Paper detail

Stability and bifurcation in network traffic flow: A Poincaré map approach

Previous studies have shown that, in a diverge-merge network with two intermediate links (the DM network), the kinematic wave model always admits stationary solutions under constant boundary conditions, but periodic oscillations can develop from empty initial conditions. Such contradictory observations suggest that the stationary states be unstable. In this study we develop a new approach to investigate the stability property of traffic flow in this and other networks. Based on the observation that kinematic waves propagate in a circular path when only one of the two intermediate links is congested, we derive a one-dimensional, discrete Poincaré map in the out-flux at a Poincaré section.
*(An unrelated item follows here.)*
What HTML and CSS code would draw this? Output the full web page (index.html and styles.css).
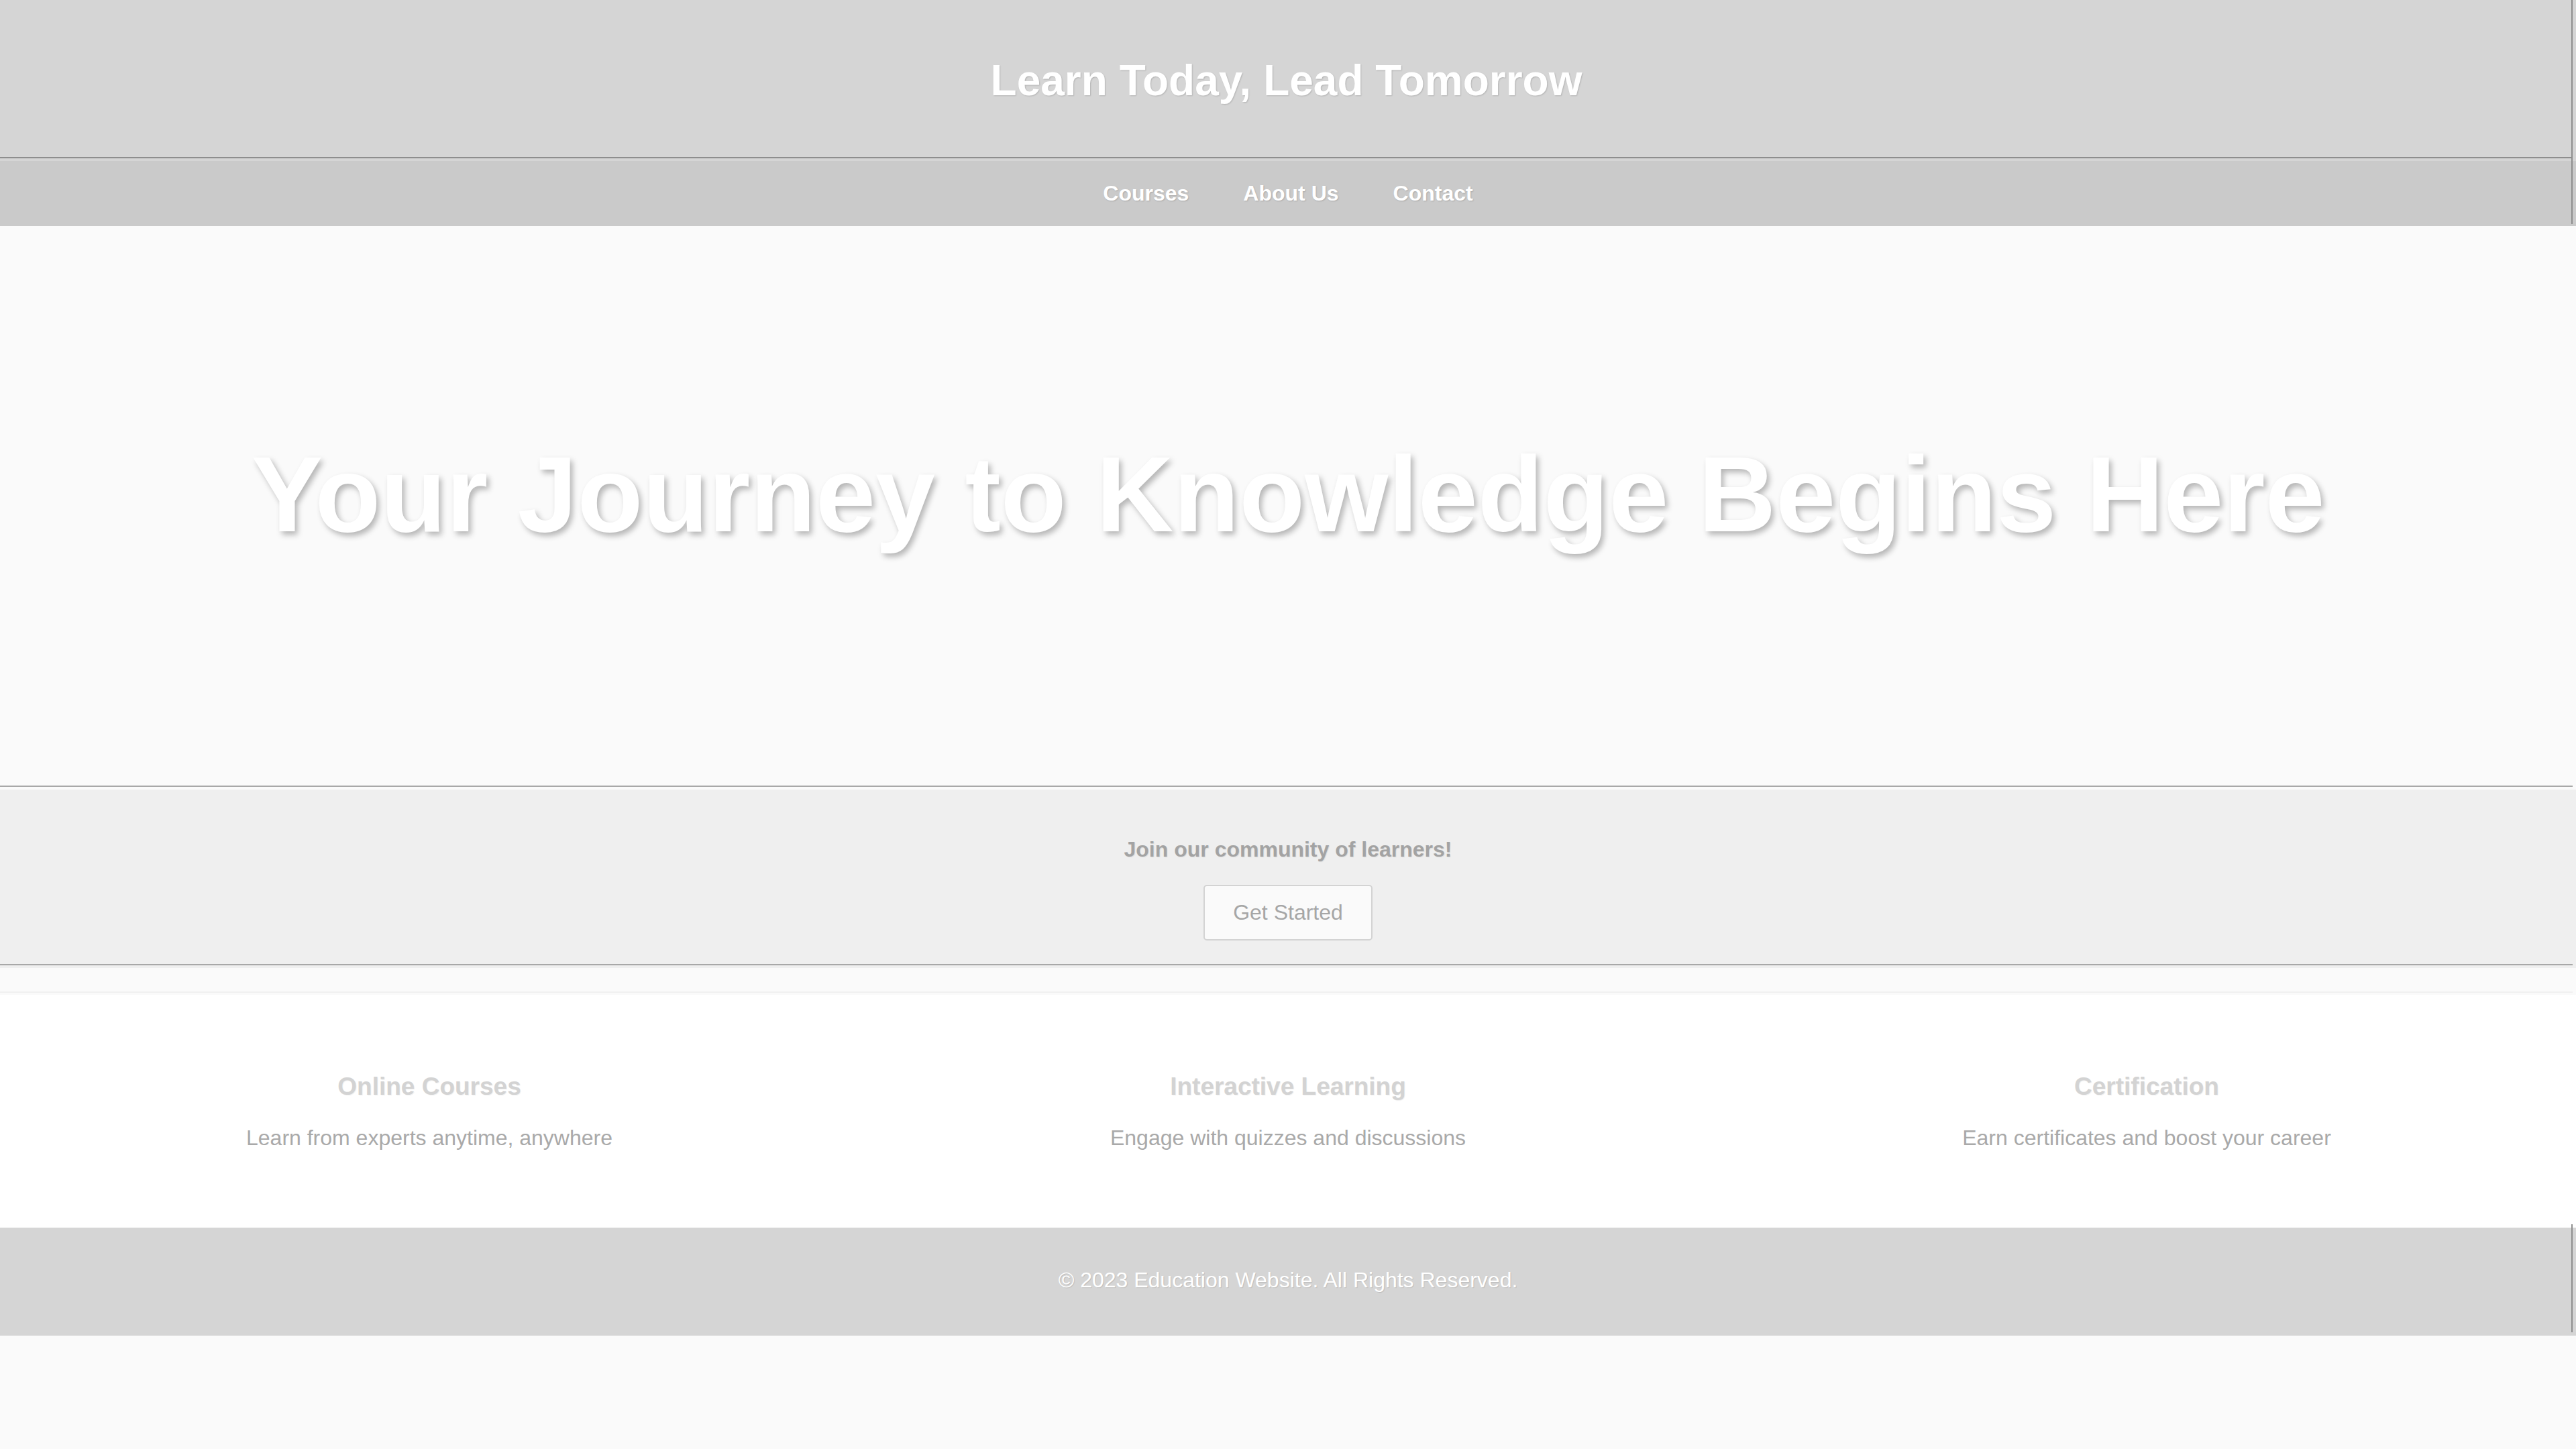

We then prove that the fixed points of the Poincaré map correspond to stationary flow-rates on the two links. With Lyapunov's first method, we demonstrate that the Poincaré map can be finite-time stable, asymptotically stable, or unstable. When unstable, the map is found to have periodical points of period two, but no chaotic solutions. Comparing the results with those in existing studies, we conclude that the Poincaré map can be used to represent network-wide dynamics in the kinematic wave model. We further analyze the bifurcation in the stability of the Poincaré map caused by varying route choice proportions. We further apply the Poincaré map approach to analyzing traffic patterns in more general $(DM)^n$ and beltway networks, which are sufficient and necessary structures for network-induced unstable traffic and gridlock, respectively. This study demonstrates that the Poincaré map approach can be efficiently applied to analyze traffic dynamics in any road networks with circular information propagation and provides new insights into unstable traffic dynamics caused by interactions among network bottlenecks.